Reputation: 21
How would I go about making my dependencies interchangable? Say I have a service called myService stored in the module myDependency. I want to be able to replace myDependency with a new service to override the old service. I want to keep it so the main application will still run the same service object variable.
Do I just create an identical module to overwrite it? Or should I reference the module to a $variable and change the reference to the new service?
My main objective is just to be able to include a new module javascript file and have it overwrite the old module.
//Main application
var app = angular.module('tswp',['myDependency'])

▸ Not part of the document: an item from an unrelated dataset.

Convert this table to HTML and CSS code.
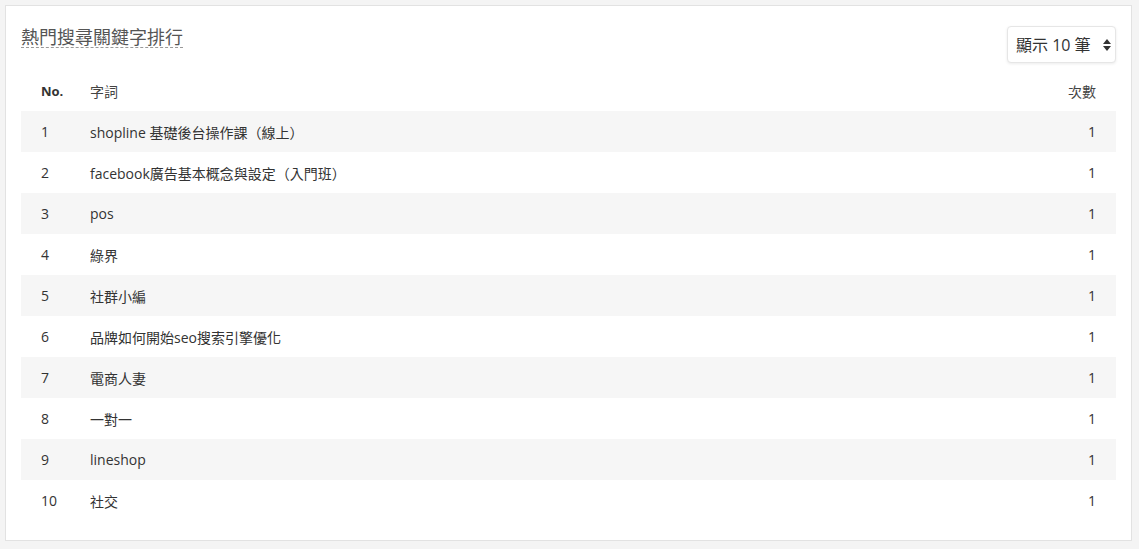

.controller('MyAPP',function(myService){
console.log(myService.run());
}
//Old dependency
angular.module('myDependency',[])
.service('myService',function(){
this.run = function(){
console.log("1")
}
})
//This is the new service I want to replace the old service with
angular.module('myDependency',[])
.service('myService',function(){
this.run = function(){
console.log("2")
}
})
Upvotes: 0
Views: 664
Reputation: 7214
Identifiers of injectables are unique. By including your source code with definitions of modules (and their contents) you're configuring the global (one and only) $provide
service.
If you define a module with a name that's already been used, you're throwing previous module configuration away (all of it) and replacing it with new one (see the explanation). Do this only if you really want to throw away everything that was defined in the old module.
If you define two services with the same name in two separate modules, the actual configuration used will depend on the order of dependencies when constructing your main module. Whichever configuration gets included the last will overwrite the previous configurations. Do this to replace a single service implementation, but take care to ensure that your re-definition is really included last.
Additionally, you can use .decorator()
on $provide to change only specific details of a service's implementation.